The Americans arrived at Sacramento to find the Mexican army entrenched and waiting. What followed was a decisive engagement that showcased the mobility and firepower Doniphan's volunteers could bring to bear. The battle lasted a single afternoon, with the Americans outmaneuvering Mexican positions and breaking their defensive lines. American casualties were relatively light compared to the Mexican losses, though the oral histories passed down through Mexican families tell a different story, one of hundreds of American dead carried away in wagons for burial. Whatever the true count, the battle broke Mexican resistance in the region. Doniphan's men marched into Chihuahua City on March 2, occupying the state capital.

The Long March Home

Victory at Sacramento did not end Doniphan's campaign. On April 23, 1847, he received orders to bring his command to Saltillo, far to the east. His men reached Encantada on May 21, having completed one of the longest marches in American military history.
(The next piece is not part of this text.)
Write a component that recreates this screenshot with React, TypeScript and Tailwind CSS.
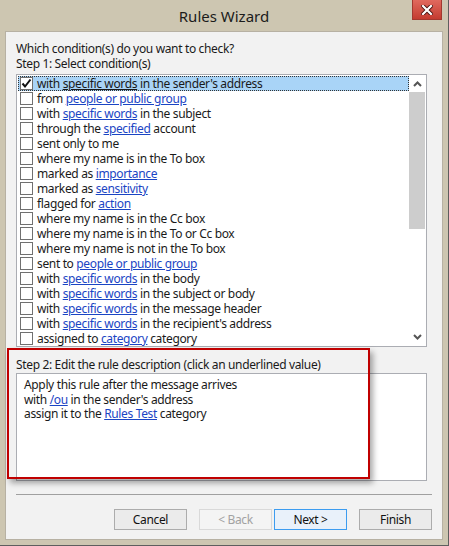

From Missouri to Santa Fe to El Paso to Chihuahua and finally to Saltillo, Doniphan's expedition covered thousands of miles through hostile territory with minimal support. The Battle of Sacramento stood as its crowning achievement, proof that volunteer soldiers could defeat regular forces when led with audacity. Today, a marker in Clay County, Missouri commemorates the colonel who led farmers and frontiersmen to victory in a foreign land.

Echoes in Fiction

The Battle of Sacramento found its way into American literature through an unexpected channel. In Cormac McCarthy's 1985 novel Blood Meridian, widely considered one of the darkest works in American fiction, the battle appears as a remembered horror. While imprisoned in Chihuahua City, McCarthy's protagonist meets a veteran who recounts the events at Sacramento, weaving the historical engagement into a narrative of violence and chaos on the Mexican frontier. The novel transformed an obscure military engagement into a touchstone of literary brutality. For those who know the battle only through McCarthy's pages, Sacramento represents something more than military history. It is a glimpse into the savage heart of manifest destiny, preserved in both Mexican memory and American imagination.

From the Air

Located at 28.87°N, 106.19°W, approximately 15 miles north of Chihuahua City, Mexico, at the crossing of the Sacramento River. The battlefield site lies in the high desert of Chihuahua state. From altitude, the terrain appears as scrubland dissected by seasonal watercourses. The nearest major airport is General Roberto Fierro Villalobos International Airport (MMCU/CUU) in Chihuahua City, roughly 25 km to the south. View at 4,000-6,000 feet AGL to appreciate the river crossing terrain that shaped the battle.